My brother, Chris, and his wife, Tricia, gave birth to their first child in January 2007 - Mary Ellen Morrison, the cutest baby in the world.  She very ably added to the chaos and stories created during Christmas this year.  Ben (my sister’s son who is now almost three) was overwhelmed at the abundance of gifts and by his little cousin, Mary Ellen, being much more interested in his toys than her own.  Mom had to buy a new kitchen table to fit everyone…kids, spouses, and the guests we always seem to add into the mix.  Susie’s husband Danny and I call it the Conference Table.  Darryn and I will be spending New Year’s down in Charleston with Susie, Danny, and Ben where we plan to eat fabulously and pop the Dom Pérignon I gave Darryn for Christmas. 

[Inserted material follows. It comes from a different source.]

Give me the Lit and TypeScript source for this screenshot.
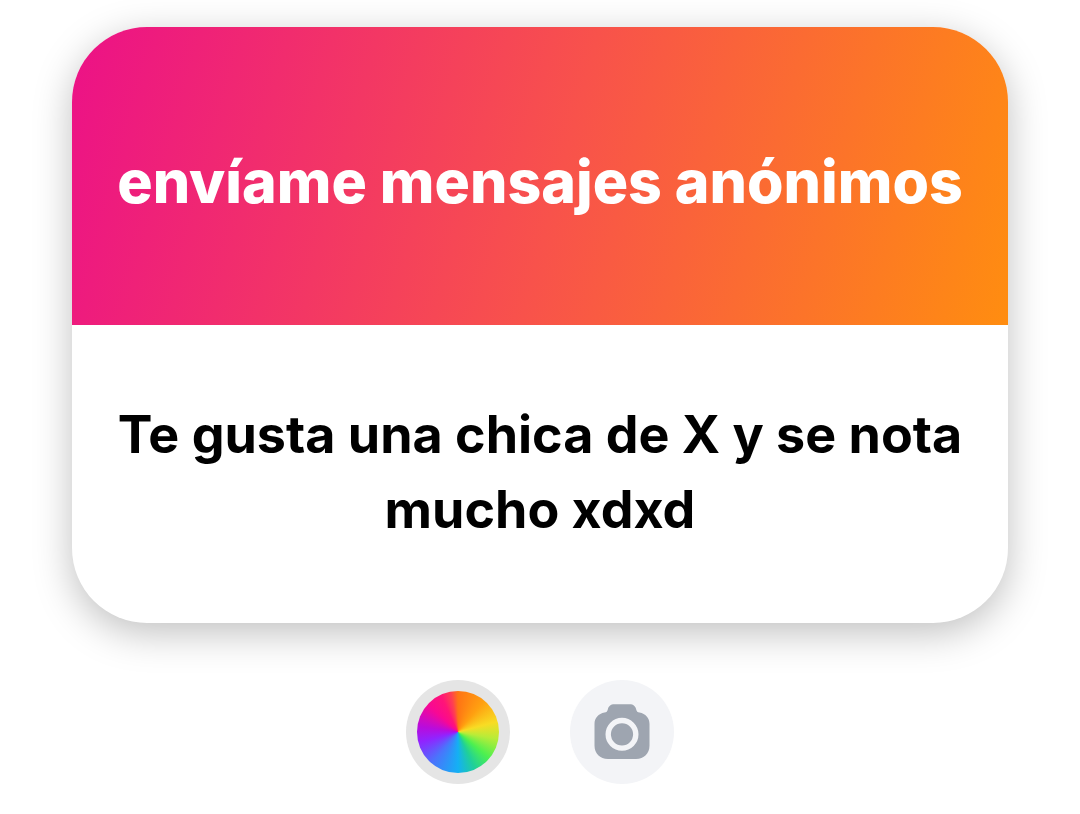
import { LitElement, html, css } from "lit";
import { customElement } from "lit/decorators.js";

@customElement("app-root")
export class AppRoot extends LitElement {
  static styles = css`
    :host {
      display: block;
      min-height: 100vh;
      box-sizing: border-box;
      padding: 27px 72px 30px;
      background: #fff;
      font-family: Inter, "Liberation Sans", sans-serif;
      text-align: center;
    }
    .card {
      border-radius: 75px;
      overflow: hidden;
      background: #fff;
      box-shadow: 0 10px 38px rgba(0, 0, 0, 0.25);
    }
    .prompt,
    .message {
      box-sizing: border-box;
      min-height: 298px;
      padding: 24px 36px;
      display: flex;
      align-items: center;
      justify-content: center;
    }
    .prompt {
      padding-top: 36px;
      background: linear-gradient(105deg, #ec1187 0%, #f8524b 52%, #ff8d10 100%);
    }
    .message {
      padding-bottom: 28px;
    }
    h1 {
      margin: 0;
      color: #fff;
      font-size: 59px;
      line-height: 72px;
      font-weight: 800;
    }
    p {
      margin: 0;
      color: #000;
      font-size: 52px;
      line-height: 75px;
      font-weight: 700;
    }
    .tools {
      display: flex;
      justify-content: center;
      gap: 60px;
      padding-top: 57px;
    }
    button {
      width: 104px;
      height: 104px;
      padding: 0;
      border: 0;
      border-radius: 50%;
      display: grid;
      place-items: center;
      background: #f3f4f7;
      cursor: pointer;
    }
    .color {
      background: #e5e5e5;
    }
    .wheel {
      width: 82px;
      height: 82px;
      border-radius: 50%;
      background: conic-gradient(
        #ff7414,
        #ffa010 40deg,
        #f8dc24 75deg,
        #b8ec38 100deg,
        #4cf050 130deg,
        #20d098 155deg,
        #14b0f4 180deg,
        #4a74fc 220deg,
        #9024ff 255deg,
        #b80cdc 278deg,
        #f80894 312deg,
        #ff1478 335deg,
        #ff4050 350deg,
        #ff7414
      );
    }
  `;

  render() {
    return html`
      <main>
        <article class="card">
          <header class="prompt"><h1>envíame mensajes anónimos</h1></header>
          <div class="message"><p>Te gusta una chica de X y se nota mucho xdxd</p></div>
        </article>
        <div class="tools">
          <button class="color" type="button" aria-label="Color"><span class="wheel"></span></button>
          <button type="button" aria-label="Cámara">
            <svg width="56" height="56" viewBox="0 0 56 56" aria-hidden="true">
              <path
                fill="#9ea5b0"
                d="M20.500 .2h15c4 0 6 2 6.700 5.200.5 2 1.300 2.800 3.300 3.100C51.500 9.500 55.500 14 55.500 20v21.500c0 8-5.500 13.500-13.500 13.500H14C6 55 .5 49.500 .5 41.500V20c0-6 4-10.500 10-11.500 2-.3 2.800-1.100 3.300-3.100C14.500 2.200 16.500.2 20.500.2z"
              />
              <circle cx="28" cy="30.300" r="13.800" fill="#9ea5b0" stroke="#f3f4f7" stroke-width="5.400" />
            </svg>
          </button>
        </div>
      </main>
    `;
  }
}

Happy New Year everyone.  We wish you peace, joy, and progress in 2008!

Best, Jen

Pictures from top to bottom
= Entrance design for new CMS middle school prototype to be built in 2008  = Computer-generated front view of school  = At Mid-Carolina football and pick-up trucks reign supreme.  Pictured here are the three boys with the biggest trucks in the student parking lot: Blake, Michael, and Ben.  = I park my little red Honda right outside my trailer/classroom at Mid-Carolina = That's me being incredulous at the busy-ness of my life.  = Spot and Sammy are best buds, on and off the couch = Darryn's father, Rudy, and two aunts, Doris and Ruth, came over for a holiday dinner at my parents' house.  That's me and my father in the back and Darryn to the left.  Rudy didn't make it into this one.  = Susie, Ben, Mary Ellen, and Tricia are opening presents Christmas morning.  = Mary Ellen takes a break.  = Our friend Jason's mom hand sewed a beautiful coat for Spot this December. He is cold-natured and he loves wearing it, despite the fact that it's a little fashionista for country living.  The coat features brown spots, just like Spot.